PAC’s first public art to go in Town Park

Staff Written Community

By Brittany Whitley

staff writer

Public art is at the forefront of the city of Madison’s newest board, the Public Arts Commission (PAC), which met for the second time last Thursday to iron out the details of the group’s first project. Town Park in downtown Madison will soon display the first of many public art works to come to Madison, according to the PAC.

In keeping with the commission’s purpose of introducing public art to a variety of public spaces throughout Madison, the council decided that Town Park would be the best location to display their debuting art project, The Tree of Life, sculpted by artist Gregory Johnson.

The visible placement of the sculpture in the park fulfils the Public Arts Commission’s desire to make all artwork assessible for viewing in order to engage the public.

Commissioner Rebecca Rakoczy commented on the desire for community involvement, “I was hoping that this, and all the public art we put up, would start a conversation in some way – how the people interpret it, and children coming up to ask ‘what is this?’”
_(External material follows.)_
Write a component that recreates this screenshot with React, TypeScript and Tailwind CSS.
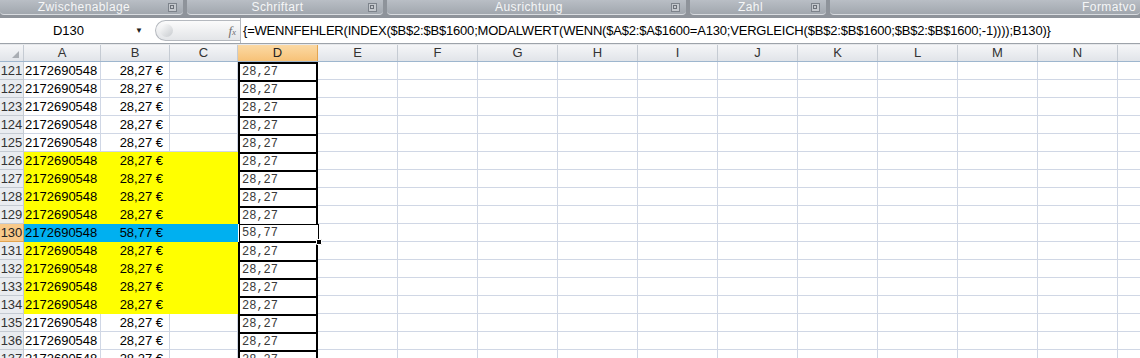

The board developed several ideas for engaging the public in art interpretation, such as, hosting an installation ceremony, an “artist talk” event, and creating a Facebook page where the community is encouraged to ask questions and give feedback.

Commissioner Ellen Sanders expressed a concern about funding, “I just think it’s important that somehow with our communication, by newspaper or newsletter [that goes out], when we unveil this, we let the citizens know that they are not being taxed or are paying for this.”

This is in standing with Councilwoman Chris Hodge’s statement at the previous meeting that no city money will be used to fund the commission’s project leases. The PAC discussed seeking privately funded donations and sponsorship, but no specific sponsors are named at this time.

The city will be, however, responsible for the concrete slab needed for installation of the statue.

The seven-foot sculpture will, also, be covered by city insurance until the expiration of the PAC’s 22-month temporary installment program.

There was a brief discussion on the future restoration of a century old mural advertisement for Cherry Cola bottles located on West Washington Street being taken on by the students of Lamar Dodd School of Art at the University of Georgia.

The commissioners elected Commissioner Chris Cook as the chairman and Commissioner Clare Wolfe as vice chair of the PAC.

“The Public Arts Commission is a brand new organization with a bright future. We are excited to have the charge of bringing the arts into the everyday life of both the visitors and citizens of Madison and Morgan,” said Chairman Chris Cook, owner of Madison Studios. “Freely accessible public art can provide a new way to experience our city. Keep an eye out for many projects and public art pieces that will make our town more lively and please, tell us what you think when you see them!”

The next Public Arts Commission Meeting will be held September 28 at 5:30 p.m. in the city of Madison’s meeting hall located at 160 North Main Street in Suite 400.